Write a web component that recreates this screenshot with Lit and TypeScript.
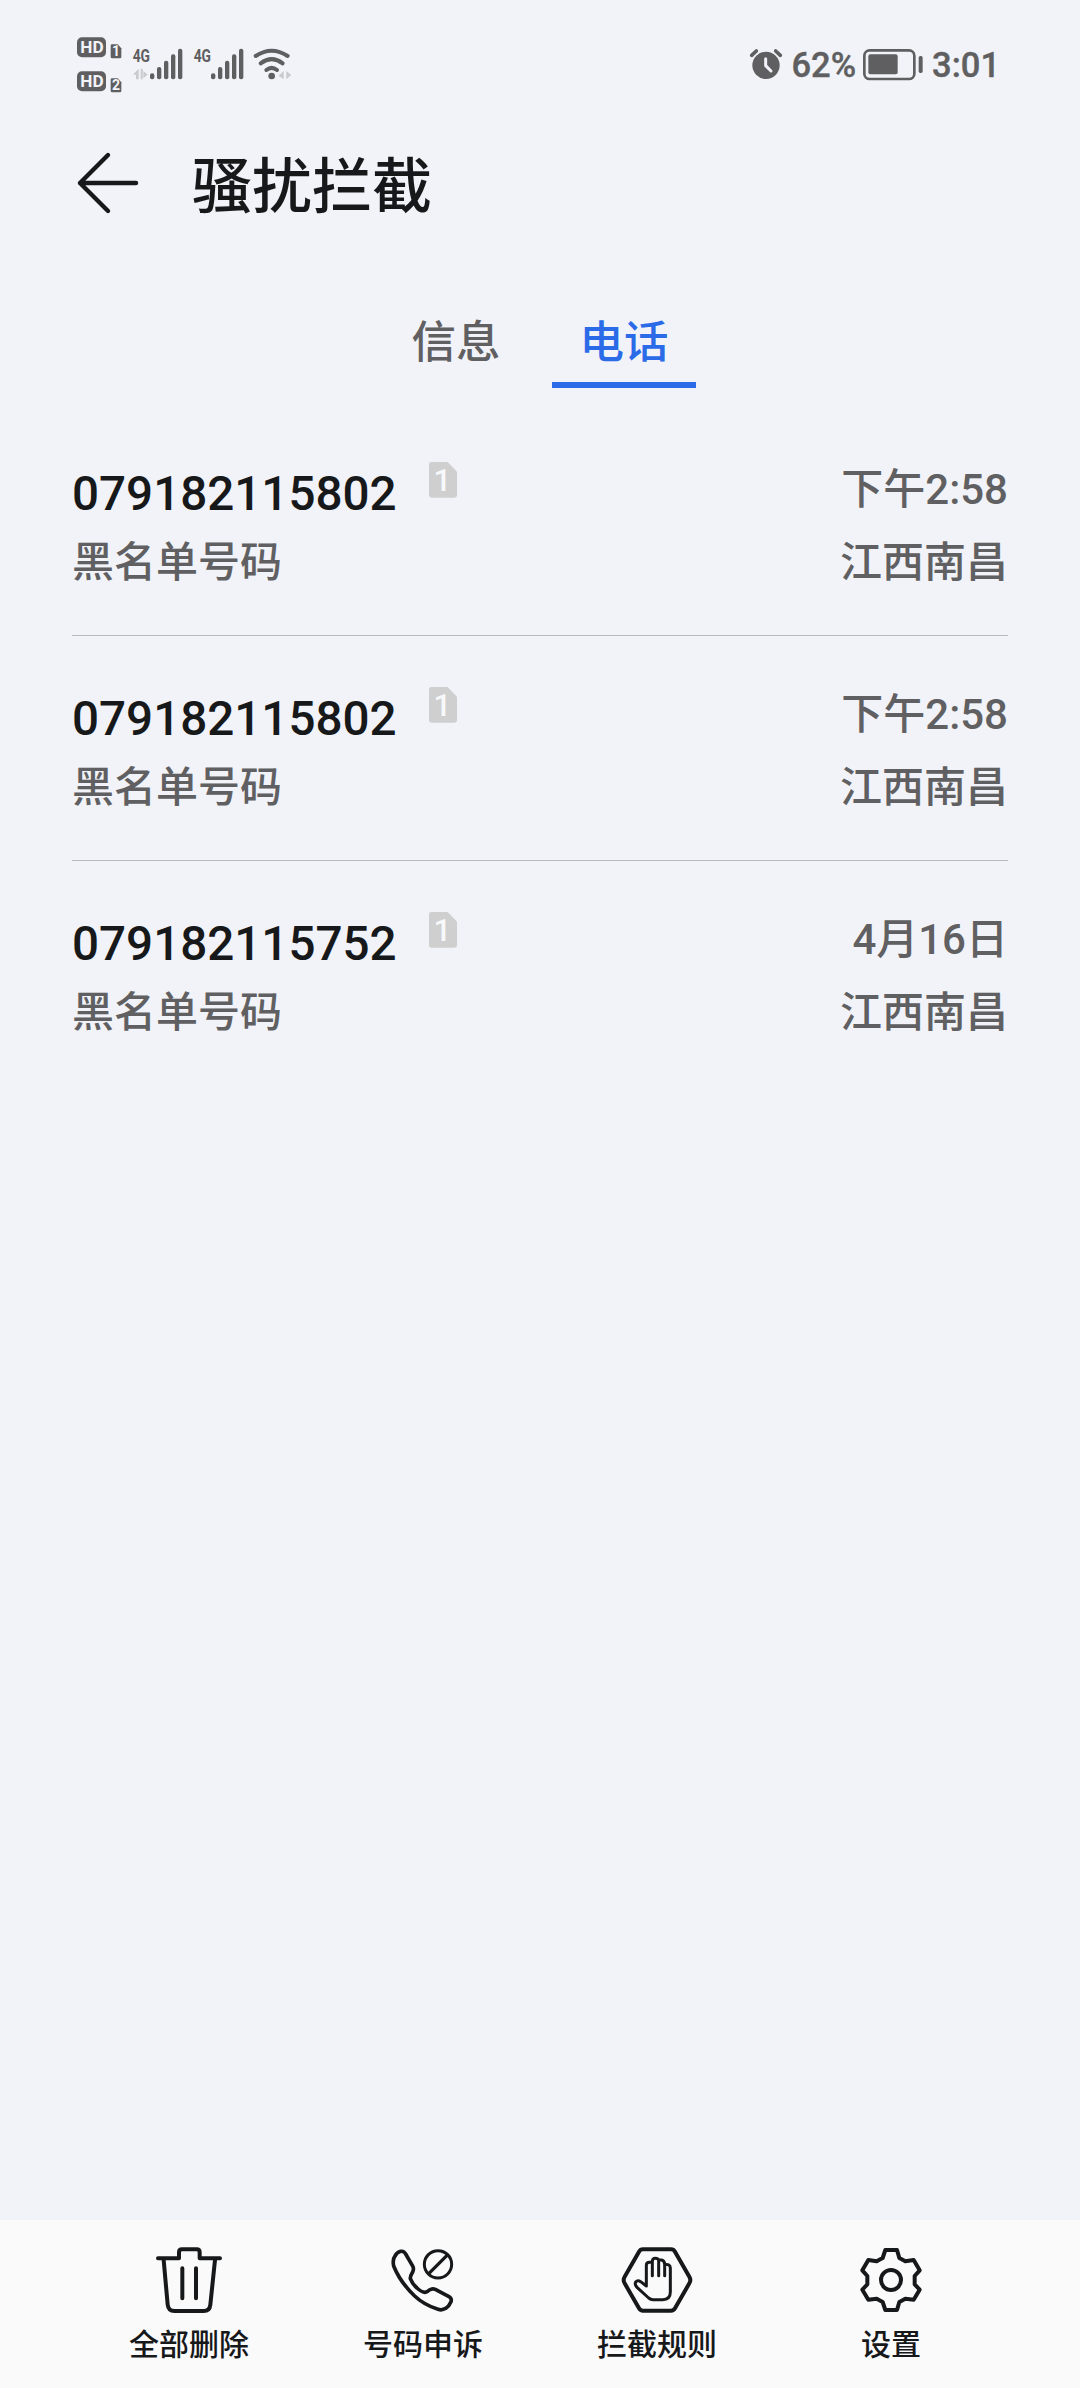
import { LitElement, html, css, svg } from "lit";
import { customElement, property, state } from "lit/decorators.js";
import { classMap } from "lit/directives/class-map.js";

interface BlockedCall {
  number: string;
  sim: number;
  time: string;
  reason: string;
  place: string;
}

const calls: BlockedCall[] = [
  { number: "079182115802", sim: 1, time: "下午2:58", reason: "黑名单号码", place: "江西南昌" },
  { number: "079182115802", sim: 1, time: "下午2:58", reason: "黑名单号码", place: "江西南昌" },
  { number: "079182115752", sim: 1, time: "4月16日", reason: "黑名单号码", place: "江西南昌" },
];

const fontStack = css`Roboto, "Noto Sans CJK SC", sans-serif`;

@customElement("status-bar")
export class StatusBar extends LitElement {
  static styles = css`
    :host {
      display: flex;
      justify-content: space-between;
      height: 130px;
      box-sizing: border-box;
      padding: 32px 80px 0 76px;
      font-family: ${fontStack};
      color: #5f5f61;
    }
    svg {
      display: block;
      fill: #5f5f61;
      overflow: visible;
    }
    .side {
      display: flex;
      align-items: flex-start;
      height: 66px;
    }
    .label {
      font-size: 34.5px;
      font-weight: 500;
      line-height: 66px;
      white-space: nowrap;
      -webkit-text-stroke: 0.4px #5f5f61;
    }
    .percent {
      margin: 0 7px 0 8px;
    }
    .clock {
      margin-left: 8px;
    }
    .cut {
      fill: #f1f3f8;
      font-weight: 700;
    }
    .net {
      font-weight: 700;
      font-size: 53px;
    }
    .faint {
      fill: #c9cacd;
    }
    .line {
      fill: none;
      stroke: #5f5f61;
      stroke-linecap: round;
      stroke-linejoin: round;
    }
    .hand {
      fill: none;
      stroke: #f1f3f8;
      stroke-width: 9;
      stroke-linecap: round;
      stroke-linejoin: round;
    }
  `;

  private hd(n: number, dy: number) {
    return svg`<g transform="translate(0 ${dy})">
      <rect x="51" y="52" width="87" height="60" rx="15"></rect>
      <text class="cut" x="61" y="100" font-size="50" textLength="70" lengthAdjust="spacingAndGlyphs">HD</text>
      <path d="M156 73H173L184 85V111Q184 115 180 115H157Q152 115 152 110V77Q152 73 156 73Z"></path>
      <text class="cut" x="168" y="109" font-size="42" text-anchor="middle">${n}</text>
    </g>`;
  }

  private signal() {
    return svg`
      <text class="net" x="218" y="125" textLength="52" lengthAdjust="spacingAndGlyphs">4G</text>
      <rect x="270" y="160" width="13" height="18" rx="6"></rect>
      <rect x="291" y="141" width="13" height="37" rx="6"></rect>
      <rect x="312" y="122" width="13" height="56" rx="6"></rect>
      <rect x="333" y="103" width="13" height="75" rx="6"></rect>
      <rect x="354" y="86" width="13" height="92" rx="6"></rect>`;
  }

  render() {
    return html`
      <div class="side">
        <svg width="56" height="66" viewBox="48 36 168 198">${this.hd(1, 0)}${this.hd(2, 102)}</svg>
        <svg width="61" height="66" viewBox="216 36 183 198">
          ${this.signal()}
          <path class="faint" d="M236 146V178H228V164H219ZM242 146H248V178H242ZM250 152L263 164L250 174Z"></path>
        </svg>
        <svg width="60" height="66" viewBox="216 36 180 198">${this.signal()}</svg>
        <svg width="42" height="66" viewBox="577 36 126 198">
          <g class="line" stroke-width="12">
            <path d="M585 108Q633 76 681 108"></path>
            <path d="M600 130Q633 105 666 130"></path>
            <path d="M617 150Q633 137 649 150"></path>
          </g>
          <circle cx="633" cy="168" r="10"></circle>
          <path class="faint" d="M669 153V178L654 167ZM677 153L692 165L677 178Z"></path>
        </svg>
      </div>
      <div class="side">
        <svg width="34" height="66" viewBox="60 6 102 198">
          <circle cx="111" cy="106" r="41"></circle>
          <g class="line" stroke-width="11">
            <path d="M68 76L82 63"></path>
            <path d="M140 63L154 76"></path>
          </g>
          <path class="hand" d="M110 86V107L126 123"></path>
        </svg>
        <span class="label percent">62%</span>
        <svg width="61" height="66" viewBox="402 6 183 198">
          <rect class="line" x="406" y="61" width="150" height="86" rx="16" stroke-width="8"></rect>
          <rect x="418" y="73" width="88" height="60" rx="6"></rect>
          <rect x="569" y="78" width="12" height="51" rx="5"></rect>
        </svg>
        <span class="label clock">3:01</span>
      </div>
    `;
  }
}

@customElement("call-row")
export class CallRow extends LitElement {
  @property({ attribute: false }) call!: BlockedCall;

  static styles = css`
    :host {
      display: flex;
      justify-content: space-between;
      height: 225px;
      box-sizing: border-box;
      padding-top: 52px;
      font-family: ${fontStack};
      font-size: 42px;
      font-weight: 500;
      color: #606062;
    }
    .caller,
    .info {
      display: flex;
      flex-direction: column;
    }
    .info {
      align-items: flex-end;
    }
    .top {
      display: flex;
      align-items: flex-start;
      gap: 32px;
      height: 65px;
    }
    .number {
      font-size: 47.6px;
      line-height: 65px;
      color: #17181a;
    }
    .sub {
      line-height: 72px;
    }
    .time {
      height: 65px;
      line-height: 56px;
    }
    .sim {
      display: block;
      fill: #cfcfcf;
    }
    .digit {
      fill: #f7f8fa;
      font-size: 94px;
    }
  `;

  render() {
    const c = this.call;
    return html`
      <div class="caller">
        <div class="top">
          <span class="number">${c.number}</span>
          <svg class="sim" width="28" height="36" viewBox="1104 66 84 108">
            <path d="M1111 66H1160L1188 95V166Q1188 173 1181 173H1111Q1104 173 1104 166V73Q1104 66 1111 66Z"></path>
            <text class="digit" x="1144" y="154" text-anchor="middle">${c.sim}</text>
          </svg>
        </div>
        <span class="sub">${c.reason}</span>
      </div>
      <div class="info">
        <span class="time">${c.time}</span>
        <span class="sub">${c.place}</span>
      </div>
    `;
  }
}

const toolbar = [
  {
    label: "全部删除",
    box: "159 132 216 216",
    icon: svg`
      <path d="M174 175H237V157Q237 148 246 148H290Q299 148 299 157V175H360"></path>
      <path d="M191 180L203 314Q205 333 223 333H311Q329 333 331 314L345 180"></path>
      <path d="M247 205V295M288 205V295"></path>`,
  },
  {
    label: "号码申诉",
    box: "861 132 216 216",
    icon: svg`
      <path stroke-width="11" d="M917 162L939 200Q942 207 938 216Q930 229 931 236Q937 252 951 264Q965 277 975 277Q982 276 988 270Q997 264 1006 268L1047 290Q1056 295 1053 305Q1047 319 1037 325Q1027 332 1014 328Q971 314 944 288Q900 246 881 198Q877 178 885 168Q891 157 902 154Q912 152 917 162Z"></path>
      <circle stroke-width="9" cx="1014" cy="193" r="41"></circle>
      <path stroke-width="10" d="M987 220L1041 166"></path>`,
  },
  {
    label: "拦截规则",
    box: "183 132 216 216",
    icon: svg`
      <path d="M249 148H333Q341 148 345 155L388 230Q394 240 388 250L345 325Q341 332 333 332H249Q241 332 237 325L194 250Q188 240 194 230L237 155Q241 148 249 148Z"></path>
      <path stroke-width="9" d="M259 258V196Q259 187 268 187H277V183Q278 175 286 175Q294 175 296 180Q299 180 305 180Q314 182 314 194Q331 191 331 204V276Q331 299 308 299H279Q272 299 266 294L231 262Q223 253 227 246Q233 239 242 245L259 258M277 185V227M296 180V227M314 190V227"></path>`,
  },
  {
    label: "设置",
    box: "885 132 216 216",
    icon: svg`
      <path d="M976 150H1011L1018 174L1036 184L1061 180L1079 211L1064 228V253L1079 269L1061 299L1036 296L1018 306L1011 330H976L968 306L950 296L925 299L907 269L922 253V228L907 211L925 180L950 184L968 174Z"></path>
      <circle cx="993" cy="240" r="30"></circle>`,
  },
];

@customElement("app-root")
export class AppRoot extends LitElement {
  @state() private tab = 1;

  static styles = css`
    :host {
      display: flex;
      flex-direction: column;
      height: 2388px;
      background: #f1f3f8;
      font-family: ${fontStack};
      color: #17181a;
    }
    .header {
      display: flex;
      align-items: flex-start;
      gap: 48px;
      height: 150px;
      padding: 17px 72px 0;
      box-sizing: border-box;
    }
    .back {
      display: block;
      fill: none;
      stroke: #17181a;
      stroke-width: 4.4;
      stroke-linecap: round;
      stroke-linejoin: round;
    }
    .title {
      margin: 0;
      font-size: 60px;
      font-weight: 500;
      line-height: 82px;
    }
    .tabs {
      display: flex;
      justify-content: center;
      gap: 24px;
      height: 130px;
      padding-top: 15px;
      box-sizing: border-box;
    }
    .tab {
      width: 144px;
      height: 93px;
      box-sizing: border-box;
      text-align: center;
      font-size: 44.5px;
      font-weight: 500;
      line-height: 96px;
      color: #606062;
      border-bottom: 6px solid transparent;
    }
    .tab.active {
      color: #2b6be8;
      border-bottom-color: #2b6be8;
    }
    .list {
      flex: 1;
      padding: 0 72px;
    }
    .item + .item {
      box-shadow: inset 0 1px 0 #b6b9c0;
    }
    .item {
      display: block;
    }
    .bar {
      display: grid;
      grid-template-columns: repeat(4, 1fr);
      height: 168px;
      padding: 24px 72px 0;
      box-sizing: border-box;
      background: #fafafa;
    }
    .action {
      display: flex;
      flex-direction: column;
      align-items: center;
      gap: 8px;
    }
    .icon {
      display: block;
      fill: none;
      stroke: #17181a;
      stroke-width: 12;
      stroke-linecap: round;
      stroke-linejoin: round;
    }
    .caption {
      font-size: 30px;
      font-weight: 500;
      line-height: 42px;
    }
  `;

  render() {
    return html`
      <status-bar></status-bar>
      <header class="header">
        <svg class="back" width="72" height="72" viewBox="0 0 72 72">
          <path d="M64 36H8M36 8L8 36L36 64"></path>
        </svg>
        <h1 class="title">骚扰拦截</h1>
      </header>
      <nav class="tabs">
        ${["信息", "电话"].map(
          (t, i) => html`<div
            class=${classMap({ tab: true, active: i === this.tab })}
            @click=${() => (this.tab = i)}
          >${t}</div>`
        )}
      </nav>
      <main class="list">
        ${calls.map((c) => html`<div class="item"><call-row .call=${c}></call-row></div>`)}
      </main>
      <footer class="bar">
        ${toolbar.map(
          (a) => html`<div class="action">
            <svg class="icon" width="72" height="72" viewBox=${a.box}>${a.icon}</svg>
            <span class="caption">${a.label}</span>
          </div>`
        )}
      </footer>
    `;
  }
}
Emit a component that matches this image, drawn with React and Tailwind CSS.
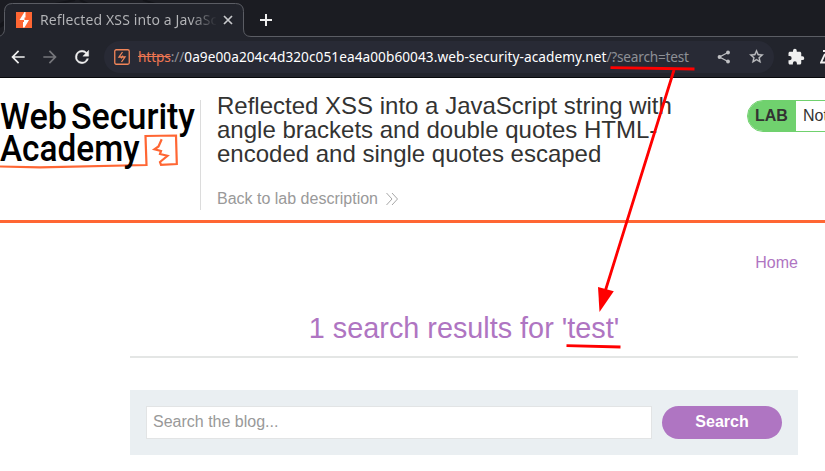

* _Requirement_: Scan the lines above for "component", then copy every one that has it.

* _Response to this exercise_:
Write a web component that recreates this screenshot with Lit and TypeScript.
Emit a component that matches this image, drawn with React and Tailwind CSS.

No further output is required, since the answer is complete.